CIRAG: Construction–Integration Retrieval and Adaptive Generation for Multi-hop Question Answering
Zili Wei | Yilin Wang | Xiaocui Yang | Shi Feng | Weidong Bao | Daling Wang | Zihan Wang | Yifei Zhang
Proceedings of the 64th Annual Meeting of the Association for Computational Linguistics (Volume 1: Long Papers)
Zili Wei | Yilin Wang | Xiaocui Yang | Shi Feng | Weidong Bao | Daling Wang | Zihan Wang | Yifei Zhang
Proceedings of the 64th Annual Meeting of the Association for Computational Linguistics (Volume 1: Long Papers)

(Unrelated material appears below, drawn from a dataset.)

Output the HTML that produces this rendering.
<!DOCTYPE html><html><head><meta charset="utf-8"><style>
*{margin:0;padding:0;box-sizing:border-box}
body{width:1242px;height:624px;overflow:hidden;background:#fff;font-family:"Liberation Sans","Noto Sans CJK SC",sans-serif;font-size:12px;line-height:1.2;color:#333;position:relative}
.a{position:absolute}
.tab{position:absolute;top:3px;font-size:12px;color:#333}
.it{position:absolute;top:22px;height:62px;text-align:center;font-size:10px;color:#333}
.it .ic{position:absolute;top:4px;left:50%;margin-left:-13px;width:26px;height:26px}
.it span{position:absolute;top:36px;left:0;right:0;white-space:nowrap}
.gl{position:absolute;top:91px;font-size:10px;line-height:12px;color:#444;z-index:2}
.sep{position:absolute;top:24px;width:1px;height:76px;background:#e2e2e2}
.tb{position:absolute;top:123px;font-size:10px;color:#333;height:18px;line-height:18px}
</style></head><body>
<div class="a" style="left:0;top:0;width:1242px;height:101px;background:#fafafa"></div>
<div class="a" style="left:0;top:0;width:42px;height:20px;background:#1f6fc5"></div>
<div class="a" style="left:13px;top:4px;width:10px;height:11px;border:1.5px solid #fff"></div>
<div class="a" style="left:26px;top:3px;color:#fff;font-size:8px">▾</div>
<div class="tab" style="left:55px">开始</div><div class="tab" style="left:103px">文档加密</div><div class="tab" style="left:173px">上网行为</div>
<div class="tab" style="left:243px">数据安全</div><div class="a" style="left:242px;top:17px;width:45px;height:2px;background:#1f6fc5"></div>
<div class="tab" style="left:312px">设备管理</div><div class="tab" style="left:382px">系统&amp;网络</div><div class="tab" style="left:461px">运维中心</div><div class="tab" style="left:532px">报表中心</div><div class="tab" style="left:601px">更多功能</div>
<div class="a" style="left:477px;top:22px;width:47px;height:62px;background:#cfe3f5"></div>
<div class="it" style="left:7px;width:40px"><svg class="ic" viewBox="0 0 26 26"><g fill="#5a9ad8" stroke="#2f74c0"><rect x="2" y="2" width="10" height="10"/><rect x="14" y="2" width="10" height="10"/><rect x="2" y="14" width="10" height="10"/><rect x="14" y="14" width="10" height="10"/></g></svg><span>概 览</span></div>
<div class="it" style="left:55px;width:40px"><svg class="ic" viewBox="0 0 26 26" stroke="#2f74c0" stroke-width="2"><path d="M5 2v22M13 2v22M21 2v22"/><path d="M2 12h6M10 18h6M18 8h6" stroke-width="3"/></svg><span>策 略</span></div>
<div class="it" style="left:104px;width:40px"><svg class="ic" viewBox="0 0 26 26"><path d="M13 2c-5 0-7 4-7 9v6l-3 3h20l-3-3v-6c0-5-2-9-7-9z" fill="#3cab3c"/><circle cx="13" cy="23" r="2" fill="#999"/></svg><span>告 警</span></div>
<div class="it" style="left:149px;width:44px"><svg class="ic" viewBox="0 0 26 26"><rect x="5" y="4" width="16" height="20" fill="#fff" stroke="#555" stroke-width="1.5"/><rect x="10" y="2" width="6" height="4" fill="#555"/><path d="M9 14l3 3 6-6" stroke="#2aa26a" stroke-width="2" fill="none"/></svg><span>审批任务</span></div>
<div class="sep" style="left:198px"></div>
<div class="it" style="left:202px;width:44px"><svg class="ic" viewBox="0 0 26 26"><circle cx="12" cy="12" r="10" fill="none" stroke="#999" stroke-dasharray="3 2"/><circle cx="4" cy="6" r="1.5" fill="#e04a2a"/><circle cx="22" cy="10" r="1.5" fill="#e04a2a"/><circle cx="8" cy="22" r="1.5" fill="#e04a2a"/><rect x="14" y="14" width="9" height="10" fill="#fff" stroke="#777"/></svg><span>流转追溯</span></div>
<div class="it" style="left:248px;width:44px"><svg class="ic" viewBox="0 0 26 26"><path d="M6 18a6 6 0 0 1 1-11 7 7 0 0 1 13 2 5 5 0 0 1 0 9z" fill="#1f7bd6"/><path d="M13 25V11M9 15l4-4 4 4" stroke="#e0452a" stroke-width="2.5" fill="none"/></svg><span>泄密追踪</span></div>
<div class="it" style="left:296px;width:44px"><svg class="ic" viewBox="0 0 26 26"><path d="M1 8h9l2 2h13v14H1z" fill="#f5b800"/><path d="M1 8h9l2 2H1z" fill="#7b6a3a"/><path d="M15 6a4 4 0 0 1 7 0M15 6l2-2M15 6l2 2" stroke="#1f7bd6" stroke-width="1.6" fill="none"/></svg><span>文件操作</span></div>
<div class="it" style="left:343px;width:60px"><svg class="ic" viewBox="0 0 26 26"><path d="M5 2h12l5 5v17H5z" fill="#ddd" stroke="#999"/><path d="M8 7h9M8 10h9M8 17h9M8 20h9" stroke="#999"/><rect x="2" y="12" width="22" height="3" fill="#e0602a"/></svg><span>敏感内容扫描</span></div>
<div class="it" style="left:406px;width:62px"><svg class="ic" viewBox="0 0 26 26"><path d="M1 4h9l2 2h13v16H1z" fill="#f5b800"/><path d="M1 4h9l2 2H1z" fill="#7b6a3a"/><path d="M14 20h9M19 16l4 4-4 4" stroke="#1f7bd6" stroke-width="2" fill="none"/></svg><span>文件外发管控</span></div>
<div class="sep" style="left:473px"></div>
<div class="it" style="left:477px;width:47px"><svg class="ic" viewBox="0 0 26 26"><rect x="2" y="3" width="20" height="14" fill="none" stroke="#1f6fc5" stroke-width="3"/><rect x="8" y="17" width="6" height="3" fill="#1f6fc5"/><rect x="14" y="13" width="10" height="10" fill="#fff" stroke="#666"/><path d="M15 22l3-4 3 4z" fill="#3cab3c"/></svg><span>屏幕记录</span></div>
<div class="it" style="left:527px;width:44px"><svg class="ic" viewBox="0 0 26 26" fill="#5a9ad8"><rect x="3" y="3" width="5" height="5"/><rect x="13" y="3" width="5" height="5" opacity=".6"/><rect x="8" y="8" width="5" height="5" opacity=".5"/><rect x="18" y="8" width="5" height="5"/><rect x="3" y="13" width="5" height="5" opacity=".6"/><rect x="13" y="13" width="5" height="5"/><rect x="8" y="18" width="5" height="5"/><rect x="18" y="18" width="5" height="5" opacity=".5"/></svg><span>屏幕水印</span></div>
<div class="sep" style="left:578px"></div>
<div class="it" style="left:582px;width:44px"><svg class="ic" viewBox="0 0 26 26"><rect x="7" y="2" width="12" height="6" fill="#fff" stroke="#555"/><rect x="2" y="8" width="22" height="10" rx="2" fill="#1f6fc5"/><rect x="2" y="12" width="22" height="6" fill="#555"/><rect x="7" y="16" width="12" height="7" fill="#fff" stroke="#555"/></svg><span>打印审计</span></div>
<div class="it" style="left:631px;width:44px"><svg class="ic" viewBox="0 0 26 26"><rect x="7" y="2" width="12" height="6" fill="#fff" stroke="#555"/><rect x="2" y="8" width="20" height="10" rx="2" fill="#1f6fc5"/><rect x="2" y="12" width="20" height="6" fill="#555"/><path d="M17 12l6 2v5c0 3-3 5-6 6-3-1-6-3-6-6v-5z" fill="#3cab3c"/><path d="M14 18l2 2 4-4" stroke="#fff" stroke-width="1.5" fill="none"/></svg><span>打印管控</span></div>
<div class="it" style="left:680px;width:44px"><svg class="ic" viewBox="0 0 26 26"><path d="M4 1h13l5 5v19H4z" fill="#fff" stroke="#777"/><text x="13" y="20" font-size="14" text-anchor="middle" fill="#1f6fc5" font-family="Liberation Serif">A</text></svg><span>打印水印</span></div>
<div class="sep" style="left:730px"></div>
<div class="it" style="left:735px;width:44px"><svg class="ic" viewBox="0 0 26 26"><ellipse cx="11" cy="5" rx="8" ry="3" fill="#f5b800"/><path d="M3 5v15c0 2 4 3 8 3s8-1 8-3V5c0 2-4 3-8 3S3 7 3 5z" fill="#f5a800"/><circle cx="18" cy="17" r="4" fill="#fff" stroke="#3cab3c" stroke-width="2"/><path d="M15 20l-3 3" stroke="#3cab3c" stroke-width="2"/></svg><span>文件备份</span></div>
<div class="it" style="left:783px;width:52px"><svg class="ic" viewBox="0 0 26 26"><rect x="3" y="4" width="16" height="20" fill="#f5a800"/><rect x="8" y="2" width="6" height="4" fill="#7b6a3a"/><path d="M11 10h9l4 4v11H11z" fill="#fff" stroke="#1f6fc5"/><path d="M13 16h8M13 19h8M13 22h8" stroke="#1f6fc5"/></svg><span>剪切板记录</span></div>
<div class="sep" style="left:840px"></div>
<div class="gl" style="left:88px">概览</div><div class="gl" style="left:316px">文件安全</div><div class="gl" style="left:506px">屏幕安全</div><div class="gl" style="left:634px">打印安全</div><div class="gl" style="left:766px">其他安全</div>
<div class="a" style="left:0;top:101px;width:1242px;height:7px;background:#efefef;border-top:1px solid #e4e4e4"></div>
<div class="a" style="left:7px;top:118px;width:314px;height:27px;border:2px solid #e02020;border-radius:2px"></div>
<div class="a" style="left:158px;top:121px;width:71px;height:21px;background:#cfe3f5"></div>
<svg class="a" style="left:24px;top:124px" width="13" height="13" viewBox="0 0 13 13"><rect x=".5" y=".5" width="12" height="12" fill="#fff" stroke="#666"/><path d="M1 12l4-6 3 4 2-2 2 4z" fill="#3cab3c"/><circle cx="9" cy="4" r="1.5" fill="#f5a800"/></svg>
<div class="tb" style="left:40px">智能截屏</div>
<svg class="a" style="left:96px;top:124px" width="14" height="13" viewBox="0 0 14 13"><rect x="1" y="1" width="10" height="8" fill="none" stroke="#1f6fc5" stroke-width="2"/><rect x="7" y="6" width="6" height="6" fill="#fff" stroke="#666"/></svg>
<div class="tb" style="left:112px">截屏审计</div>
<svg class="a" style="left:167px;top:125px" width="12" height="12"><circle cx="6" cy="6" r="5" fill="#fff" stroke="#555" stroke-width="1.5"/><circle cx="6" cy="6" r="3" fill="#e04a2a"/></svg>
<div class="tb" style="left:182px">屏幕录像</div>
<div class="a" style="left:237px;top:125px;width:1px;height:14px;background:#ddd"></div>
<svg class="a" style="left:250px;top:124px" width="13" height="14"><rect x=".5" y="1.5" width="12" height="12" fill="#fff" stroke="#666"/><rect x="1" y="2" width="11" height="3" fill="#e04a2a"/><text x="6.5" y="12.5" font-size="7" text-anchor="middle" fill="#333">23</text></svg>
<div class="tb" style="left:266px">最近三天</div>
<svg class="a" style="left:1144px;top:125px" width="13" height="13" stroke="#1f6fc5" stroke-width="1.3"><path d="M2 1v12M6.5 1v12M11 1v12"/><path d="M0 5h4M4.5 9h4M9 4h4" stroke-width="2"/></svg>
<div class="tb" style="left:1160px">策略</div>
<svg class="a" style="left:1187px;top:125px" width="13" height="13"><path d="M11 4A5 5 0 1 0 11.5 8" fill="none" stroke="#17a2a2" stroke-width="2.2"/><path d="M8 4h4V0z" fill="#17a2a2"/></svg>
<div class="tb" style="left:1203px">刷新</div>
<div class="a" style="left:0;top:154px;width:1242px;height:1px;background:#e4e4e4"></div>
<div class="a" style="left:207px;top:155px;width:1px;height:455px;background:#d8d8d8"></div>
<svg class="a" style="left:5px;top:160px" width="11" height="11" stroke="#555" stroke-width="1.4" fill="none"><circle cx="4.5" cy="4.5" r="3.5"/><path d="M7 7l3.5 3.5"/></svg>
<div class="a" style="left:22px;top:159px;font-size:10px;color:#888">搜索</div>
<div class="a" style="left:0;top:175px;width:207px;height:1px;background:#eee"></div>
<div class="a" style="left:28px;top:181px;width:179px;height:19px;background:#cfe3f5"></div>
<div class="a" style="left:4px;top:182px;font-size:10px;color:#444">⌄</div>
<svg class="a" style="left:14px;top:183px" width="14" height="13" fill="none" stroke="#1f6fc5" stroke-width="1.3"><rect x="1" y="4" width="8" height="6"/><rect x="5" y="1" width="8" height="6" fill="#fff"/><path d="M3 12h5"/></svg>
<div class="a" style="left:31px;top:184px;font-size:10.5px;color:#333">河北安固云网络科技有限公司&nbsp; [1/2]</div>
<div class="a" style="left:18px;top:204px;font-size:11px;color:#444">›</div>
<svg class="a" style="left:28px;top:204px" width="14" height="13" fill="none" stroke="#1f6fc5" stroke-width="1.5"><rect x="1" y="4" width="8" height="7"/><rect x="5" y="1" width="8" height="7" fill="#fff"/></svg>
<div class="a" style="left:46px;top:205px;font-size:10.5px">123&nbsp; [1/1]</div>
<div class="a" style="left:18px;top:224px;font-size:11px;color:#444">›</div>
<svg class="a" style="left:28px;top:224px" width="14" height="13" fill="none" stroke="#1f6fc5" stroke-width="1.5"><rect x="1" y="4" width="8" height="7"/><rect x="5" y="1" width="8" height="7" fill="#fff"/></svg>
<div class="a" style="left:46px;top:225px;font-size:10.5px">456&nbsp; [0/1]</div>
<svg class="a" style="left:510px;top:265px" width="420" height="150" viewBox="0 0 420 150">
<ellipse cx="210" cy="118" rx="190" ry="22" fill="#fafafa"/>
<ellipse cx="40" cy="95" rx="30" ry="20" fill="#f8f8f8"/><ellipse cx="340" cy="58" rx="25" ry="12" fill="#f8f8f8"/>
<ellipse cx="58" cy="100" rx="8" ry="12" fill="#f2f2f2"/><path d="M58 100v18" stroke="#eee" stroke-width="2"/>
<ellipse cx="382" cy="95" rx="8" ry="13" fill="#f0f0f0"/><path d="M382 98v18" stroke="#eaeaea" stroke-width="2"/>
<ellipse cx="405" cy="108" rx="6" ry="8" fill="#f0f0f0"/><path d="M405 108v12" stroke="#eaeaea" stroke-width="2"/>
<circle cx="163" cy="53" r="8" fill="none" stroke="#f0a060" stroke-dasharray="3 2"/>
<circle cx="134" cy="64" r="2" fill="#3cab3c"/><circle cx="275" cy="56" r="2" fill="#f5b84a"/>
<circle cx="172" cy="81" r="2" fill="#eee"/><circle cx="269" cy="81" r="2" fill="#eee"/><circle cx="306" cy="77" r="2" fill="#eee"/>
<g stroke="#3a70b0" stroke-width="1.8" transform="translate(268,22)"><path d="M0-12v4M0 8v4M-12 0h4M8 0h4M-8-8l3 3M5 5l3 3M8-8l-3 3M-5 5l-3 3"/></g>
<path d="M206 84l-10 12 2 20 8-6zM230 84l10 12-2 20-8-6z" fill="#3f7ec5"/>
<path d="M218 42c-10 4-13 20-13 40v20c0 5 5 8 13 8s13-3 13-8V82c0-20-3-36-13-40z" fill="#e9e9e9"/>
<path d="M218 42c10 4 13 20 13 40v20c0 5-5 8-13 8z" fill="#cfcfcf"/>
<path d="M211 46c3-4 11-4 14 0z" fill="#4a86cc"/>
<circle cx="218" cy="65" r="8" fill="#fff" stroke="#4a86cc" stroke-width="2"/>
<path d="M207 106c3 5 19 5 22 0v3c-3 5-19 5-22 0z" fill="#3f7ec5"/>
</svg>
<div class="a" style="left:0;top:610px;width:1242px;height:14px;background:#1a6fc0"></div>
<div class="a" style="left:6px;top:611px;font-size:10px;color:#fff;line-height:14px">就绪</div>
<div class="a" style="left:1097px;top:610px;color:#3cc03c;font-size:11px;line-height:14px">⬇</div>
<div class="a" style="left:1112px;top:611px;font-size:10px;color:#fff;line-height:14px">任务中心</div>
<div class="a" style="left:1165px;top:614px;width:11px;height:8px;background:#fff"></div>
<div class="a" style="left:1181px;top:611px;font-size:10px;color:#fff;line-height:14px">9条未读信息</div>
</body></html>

Triple-based Iterative Retrieval-Augmented Generation (iRAG) mitigates document-level noise for multi-hop question answering. However, existing methods still face limitations: (i) greedy single-path expansion, which propagates early errors and fails to capture parallel evidence from different reasoning branches, and (ii) granularity–demand mismatch, where a single evidence representation struggles to balance noise control with contextual sufficiency. In this paper, we propose the Construction–Integration Retrieval and Adaptive Generation model, CIRAG. It introduces an Iterative Construction–Integration module that constructs candidate triples and history-conditionally integrates them to distill core triples and generate the next-hop query. This module mitigates the greedy trap by preserving multiple plausible evidence chains. Besides, to address the granularity–demand mismatch, we propose an Adaptive Cascaded Multi-Granularity Generation module that progressively expands contextual evidence based on the problem requirements, from triples to supporting sentences and full passages. Moreover, we introduce Trajectory Distillation, which distills the teacher model’s integration policy into a lightweight student, enabling efficient and reliable long-horizon reasoning. Extensive experiments demonstrate that CIRAG achieves superior performance compared to existing iRAG methods.